start Working data
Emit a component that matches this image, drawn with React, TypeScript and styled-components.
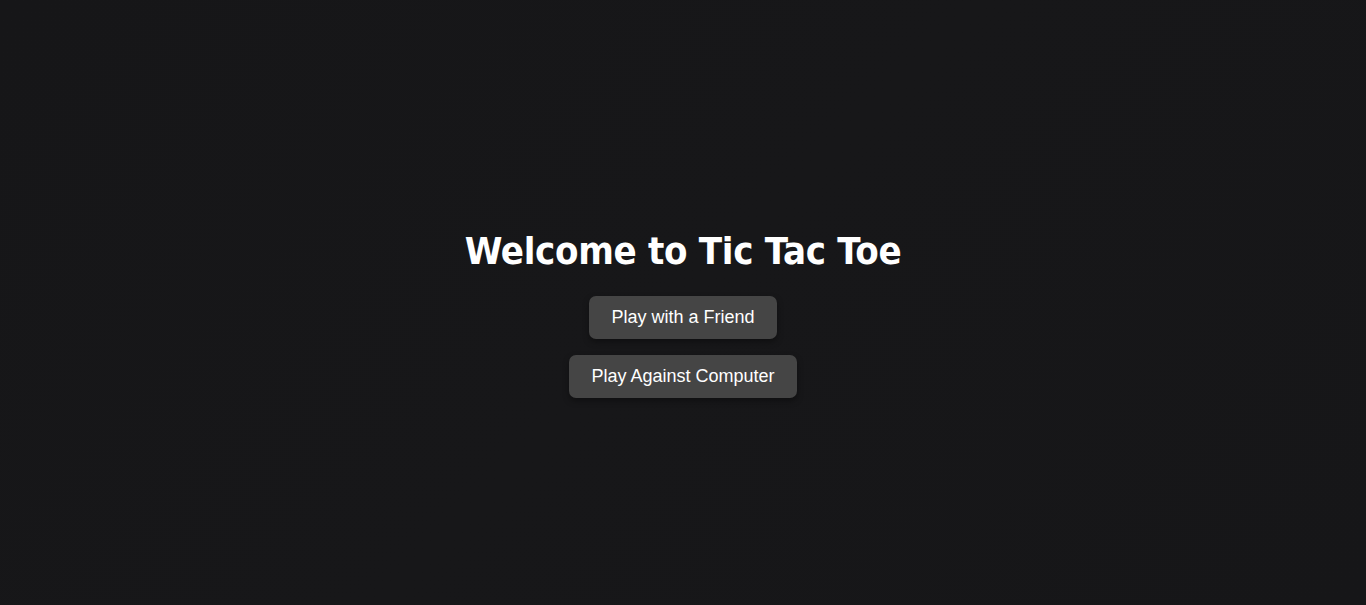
import React from "react";
import styled, { createGlobalStyle } from "styled-components";

const GlobalStyle = createGlobalStyle`
  html, body {
    margin: 0;
    padding: 0;
    background: #161618;
  }
  body {
    font-family: "Liberation Sans", Arial, sans-serif;
  }
`;

const Page = styled.main`
  min-height: 100vh;
  box-sizing: border-box;
  padding-top: 12px;
  display: flex;
  flex-direction: column;
  align-items: center;
  justify-content: center;
  background: linear-gradient(135deg, #161618 0%, #171719 50%, #161618 100%);
  color: #ffffff;
`;

const Title = styled.h1`
  margin: 6px 0 20px;
  font-family: "Comic Sans MS", "DejaVu Sans Condensed", "DejaVu Sans", sans-serif;
  font-stretch: condensed;
  font-weight: 700;
  font-size: 38px;
  line-height: 50px;
  letter-spacing: -0.3px;
  color: #ffffff;
`;

const Menu = styled.div`
  display: flex;
  flex-direction: column;
  align-items: center;
  gap: 16px;
`;

const MenuButton = styled.button`
  font-family: "Liberation Sans", Arial, sans-serif;
  font-size: 18px;
  line-height: 21px;
  padding: 11px 22px;
  border: none;
  border-radius: 7px;
  background: #454545;
  color: #ffffff;
  cursor: pointer;
  box-shadow: 0 3px 6px rgba(0, 0, 0, 0.35);
`;

export default function App() {
  return (
    <>
      <GlobalStyle />
      <Page>
        <Title>Welcome to Tic Tac Toe</Title>
        <Menu>
          <MenuButton>Play with a Friend</MenuButton>
          <MenuButton>Play Against Computer</MenuButton>
        </Menu>
      </Page>
    </>
  );
}
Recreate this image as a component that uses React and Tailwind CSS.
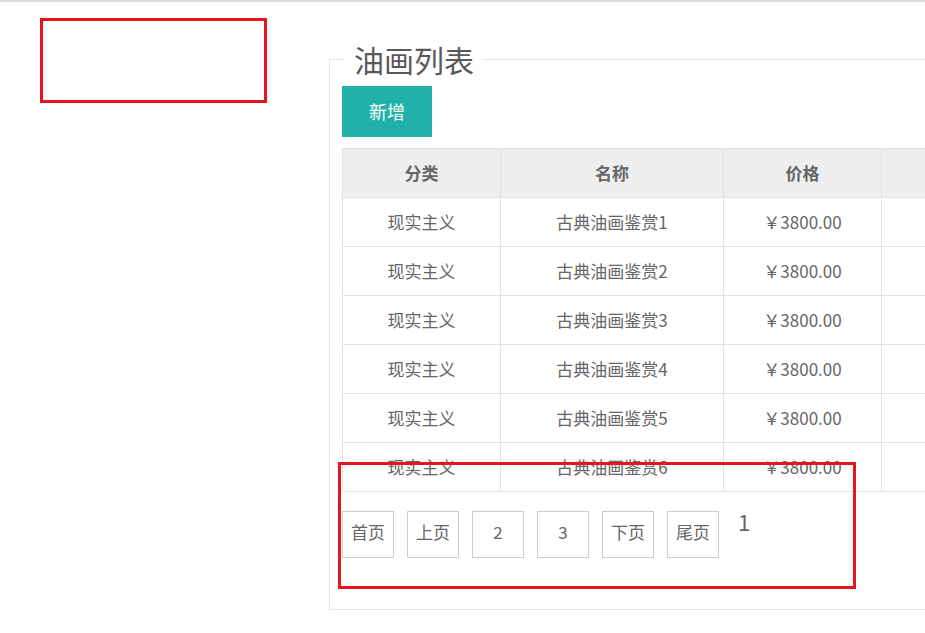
import React from 'react';

const rows = [1, 2, 3, 4, 5, 6].map((n) => ({
  type: '现实主义',
  name: `古典油画鉴赏${n}`,
  price: '￥3800.00',
}));

const pages = ['首页', '上页', '2', '3', '下页', '尾页'];

function App() {
  return (
    <div
      className="relative w-[925px] h-[633px] overflow-hidden bg-white border-t-2 border-[#dadade] text-[#666]"
      style={{ fontFamily: '"Noto Sans CJK SC", "Liberation Sans", sans-serif' }}
    >
      <fieldset className="ml-[329px] mt-[42px] w-[760px] border border-[#e6e6e6] pl-[12px] pr-0 pb-[51px]">
        <legend className="ml-[2px] px-[10px] text-[30px] leading-[30px] text-[#595959]">油画列表</legend>

        <button className="mt-[12px] w-[90px] h-[51px] bg-[#20b2aa] text-white text-[18px]">新增</button>

        <table className="mt-[11px] w-[700px] border-collapse text-[17px] text-center table-fixed">
          <colgroup>
            <col className="w-[158px]" />
            <col className="w-[223px]" />
            <col className="w-[158px]" />
            <col />
          </colgroup>
          <thead>
            <tr className="bg-[#eeeeee] h-[49px]">
              <th className="border border-[#e2e2e2] font-bold">分类</th>
              <th className="border border-[#e2e2e2] font-bold">名称</th>
              <th className="border border-[#e2e2e2] font-bold">价格</th>
              <th className="border border-[#e2e2e2] font-bold"></th>
            </tr>
          </thead>
          <tbody>
            {rows.map((r) => (
              <tr key={r.name} className="h-[49px]">
                <td className="border border-[#e2e2e2]">{r.type}</td>
                <td className="border border-[#e2e2e2]">{r.name}</td>
                <td className="border border-[#e2e2e2]">{r.price}</td>
                <td className="border border-[#e2e2e2]"></td>
              </tr>
            ))}
          </tbody>
        </table>

        <div className="mt-[19px] flex items-start gap-[13px]">
          {pages.map((p) => (
            <span
              key={p}
              className="w-[52px] h-[47px] flex items-center justify-center border border-[#cccccc] text-[17px] leading-none pb-[6px]"
            >
              {p}
            </span>
          ))}
          <span className="ml-[6px] text-[22px] leading-[20px]">1</span>
        </div>
      </fieldset>

      <div className="absolute left-[40px] top-[16px] w-[227px] h-[85px] border-[3px] border-[#e8141c]" />
      <div className="absolute left-[338px] top-[460px] w-[518px] h-[127px] border-[3px] border-[#e8141c]" />
    </div>
  );
}

export default App;
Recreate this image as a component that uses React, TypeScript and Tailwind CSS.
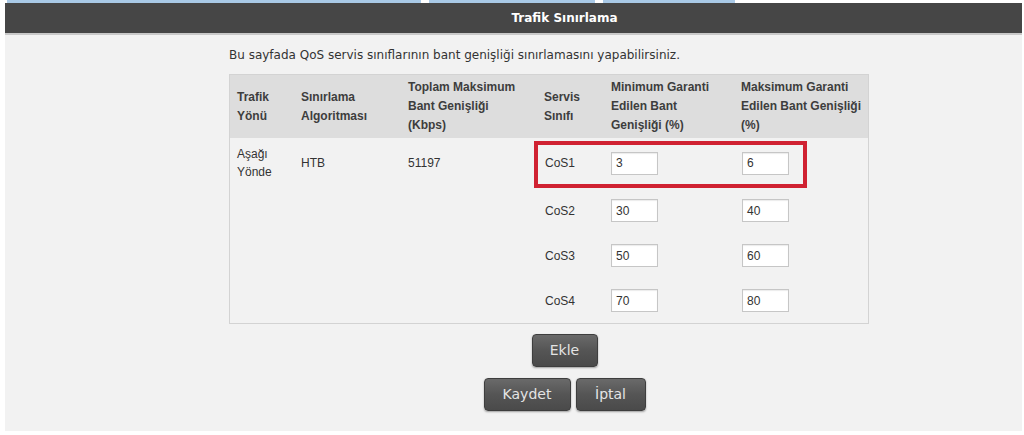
const rows = [
  { cos: "CoS1", min: "3", max: "6" },
  { cos: "CoS2", min: "30", max: "40" },
  { cos: "CoS3", min: "50", max: "60" },
  { cos: "CoS4", min: "70", max: "80" },
];

function Field({ value }: { value: string }) {
  return (
    <div className="w-[47px] h-[23px] bg-white border border-[#c6c6c6] shadow-[inset_0_1px_1px_rgba(0,0,0,0.08)] pl-[4px] flex items-center text-[12px] text-[#333]">
      {value}
    </div>
  );
}

function DarkButton({ label, w }: { label: string; w: string }) {
  return (
    <button
      className={`${w} h-[33px] rounded-[4px] border border-[#3e3e3e] bg-gradient-to-b from-[#6a6a6a] via-[#555555] to-[#4a4a4a] shadow-[0_1px_2px_rgba(0,0,0,0.35)] text-[14px] text-[#e4e4e4] font-[family-name:DejaVu_Sans,sans-serif]`}
    >
      {label}
    </button>
  );
}

export default function App() {
  return (
    <div className="w-[1024px] h-[435px] bg-white overflow-hidden font-[family-name:Liberation_Sans,Arial,sans-serif] text-[#333]">
      <div className="h-[3px] flex">
        <div className="ml-[7px] w-[414px] bg-[#a9c9e6]" />
        <div className="ml-[8px] w-[166px] bg-[#a9c9e6]" />
        <div className="ml-[8px] w-[132px] bg-[#a9c9e6]" />
      </div>

      <div className="ml-[5px] w-[1017px]">
        <div className="h-[30px] bg-[#464646] flex items-center justify-center pl-[102px]">
          <span className="text-white font-bold text-[12px] font-[family-name:DejaVu_Sans,sans-serif]">Trafik Sınırlama</span>
        </div>
        <div className="h-[2px] bg-[#c9c9c9]" />

        <div className="h-[396px] bg-[#f2f2f2] pt-[13px]">
          <p className="ml-[224px] text-[12px] leading-[14px] font-[family-name:DejaVu_Sans,sans-serif] text-[#333]">
            Bu sayfada QoS servis sınıflarının bant genişliği sınırlamasını yapabilirsiniz.
          </p>

          <div className="ml-[224px] mt-[12px] w-[640px] border border-[#d3d3d3]">
            <div className="grid grid-cols-[63px_107px_136px_67px_130px_135px] h-[63px] bg-[#dddddd] items-center text-[12px] leading-[19px] font-bold text-[#3d3d3d] whitespace-nowrap">
              <div className="pl-[7px]">Trafik<br />Yönü</div>
              <div className="pl-[8px]">Sınırlama<br />Algoritması</div>
              <div className="pl-[8px]">Toplam Maksimum<br />Bant Genişliği<br />(Kbps)</div>
              <div className="pl-[8px]">Servis<br />Sınıfı</div>
              <div className="pl-[8px]">Minimum Garanti<br />Edilen Bant<br />Genişliği (%)</div>
              <div className="pl-[8px]">Maksimum Garanti<br />Edilen Bant Genişliği<br />(%)</div>
            </div>

            {rows.map((r, i) => (
              <div
                key={r.cos}
                className={`relative grid grid-cols-[63px_107px_136px_67px_130px_135px] items-center text-[12px] text-[#333] ${i === 0 ? "h-[50px]" : "h-[45px]"}`}
              >
                <div className="pl-[7px] leading-[18px]">{i === 0 && <>Aşağı<br />Yönde</>}</div>
                <div className="pl-[8px]">{i === 0 && "HTB"}</div>
                <div className="pl-[8px]">{i === 0 && "51197"}</div>
                <div className="pl-[9px]">{r.cos}</div>
                <div className="pl-[8px]"><Field value={r.min} /></div>
                <div className="pl-[9px]"><Field value={r.max} /></div>
                {i === 0 && (
                  <div className="absolute left-[304px] top-[3px] w-[273px] h-[47px] border-[4px] border-[#d02232]" />
                )}
              </div>
            ))}
          </div>

          <div className="pl-[102px] mt-[10px] flex flex-col items-center gap-[11px]">
            <DarkButton label="Ekle" w="w-[66px]" />
            <div className="flex gap-[5px]">
              <DarkButton label="Kaydet" w="w-[87px]" />
              <DarkButton label="İptal" w="w-[70px]" />
            </div>
          </div>
        </div>
      </div>
    </div>
  );
}
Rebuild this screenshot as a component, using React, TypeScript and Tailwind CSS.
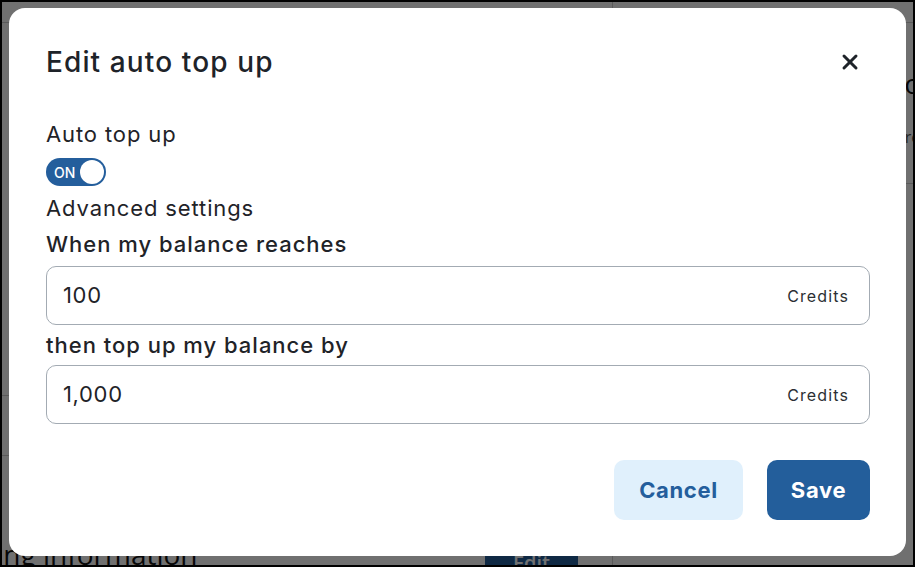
import { X } from "lucide-react";

const font = { fontFamily: "Inter, 'Noto Sans', sans-serif" };
const pageFont = { fontFamily: "'Open Sans', 'Noto Sans', sans-serif" };

function AmountField({ value }: { value: string }) {
  return (
    <div className="flex h-[59px] items-center justify-between rounded-[10px] border border-[#a3abb3] pl-4 pr-5">
      <span className="text-[22px] tracking-[0.03em] text-[#1f2328]">{value}</span>
      <span className="text-[16px] tracking-[0.07em] text-[#2b2f33]">Credits</span>
    </div>
  );
}

function Background() {
  return (
    <div className="flex h-full w-full bg-white text-[#111]" style={pageFont}>
      <div className="flex w-[611px] shrink-0 flex-col border-r border-[#ccc]">
        <div className="mt-[20px] shrink-0 border-t border-[#ccc]" />
        <div className="-ml-[200px] flex h-[372px] shrink-0 flex-col whitespace-nowrap">
          <div className="pt-[42px] text-[28px] leading-none">Subscription</div>
          <div className="pt-[46px] text-[16px] text-[#888]">Plan Type</div>
          <div className="pt-[12px] text-[16px] text-[#c26a00]">Chai</div>
          <div className="pt-[38px] text-[16px] text-[#888]">Plan name</div>
          <div className="pt-[8px] text-[18px]">Co</div>
          <div className="pt-[32px] text-[16px] text-[#888]">Renewal date</div>
          <div className="pt-[14px] text-[16px]">Lost</div>
        </div>
        <div className="shrink-0 border-t border-[#ccc]" />
        <div className="h-[59px] shrink-0" />
        <div className="shrink-0 border-t border-[#ccc]" />
        <div className="flex shrink-0 items-start justify-between pr-[34px] pt-[84px]">
          <div className="-ml-[45px] whitespace-nowrap text-[28px] leading-none">Billing information</div>
          <div className="rounded bg-[#245e9c] px-7 py-2 text-[20px] font-semibold text-white">Edit</div>
        </div>
      </div>
      <div className="flex min-w-0 flex-1 flex-col overflow-hidden whitespace-nowrap">
        <div className="mt-[20px] border-t border-[#ccc]" />
        <div className="pl-[100px] pt-[46px] text-[28px] leading-none">Payment method</div>
        <div className="pl-[282px] pt-[28px] text-[16px] text-[#555]">Preferred</div>
        <div className="mt-[34px] border-t border-[#ccc]" />
      </div>
    </div>
  );
}

export default function App() {
  return (
    <div className="relative h-[567px] w-[915px] overflow-hidden border-2 border-black" style={font}>
      <Background />
      <div className="absolute inset-0 flex items-start justify-start bg-black/[0.56] pl-[7px] pt-[6px]">
        <div className="flex h-[548px] w-[897px] flex-col rounded-[16px] bg-white pl-[37px] pr-[36px] text-[#1f2328]">
          <div className="flex items-center justify-between pt-[36px]">
            <h2 className="text-[28px] font-medium leading-[36px] tracking-[0.04em] text-[#1e2329]">
              Edit auto top up
            </h2>
            <button className="mr-[8px] text-[#1e2329]">
              <X size={24} strokeWidth={3} />
            </button>
          </div>

          <div className="mt-[40px] text-[22px] leading-[28px] tracking-[0.04em]">Auto top up</div>
          <div className="mt-[10px] flex h-[28px] w-[60px] items-center justify-between rounded-full bg-[#245e9c] pl-[8px] pr-[2px]">
            <span className="text-[14px] font-medium text-white">ON</span>
            <span className="h-[24px] w-[24px] rounded-full bg-white" />
          </div>
          <div className="mt-[8px] text-[22px] leading-[28px] tracking-[0.04em]">Advanced settings</div>

          <div className="mt-[8px] text-[22px] font-medium leading-[28px] tracking-[0.045em]">
            When my balance reaches
          </div>
          <div className="mt-[8px]">
            <AmountField value="100" />
          </div>
          <div className="mt-[6px] text-[22px] font-medium leading-[28px] tracking-[0.045em]">
            then top up my balance by
          </div>
          <div className="mt-[6px]">
            <AmountField value="1,000" />
          </div>

          <div className="mt-[36px] flex justify-end gap-[24px]">
            <button className="h-[60px] w-[129px] rounded-[10px] bg-[#e0f0fc] text-[22px] font-bold tracking-[0.03em] text-[#245e9c]">
              Cancel
            </button>
            <button className="h-[60px] w-[103px] rounded-[10px] bg-[#235e9b] text-[22px] font-bold tracking-[0.03em] text-white">
              Save
            </button>
          </div>
        </div>
      </div>
    </div>
  );
}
end Working data
» **What the task asks**:
Look over the listing. Pull out every line with the string "TypeScript" in it.

» **Solution to the problem**:
Emit a component that matches this image, drawn with React, TypeScript and styled-components.
Recreate this image as a component that uses React, TypeScript and Tailwind CSS.
Rebuild this screenshot as a component, using React, TypeScript and Tailwind CSS.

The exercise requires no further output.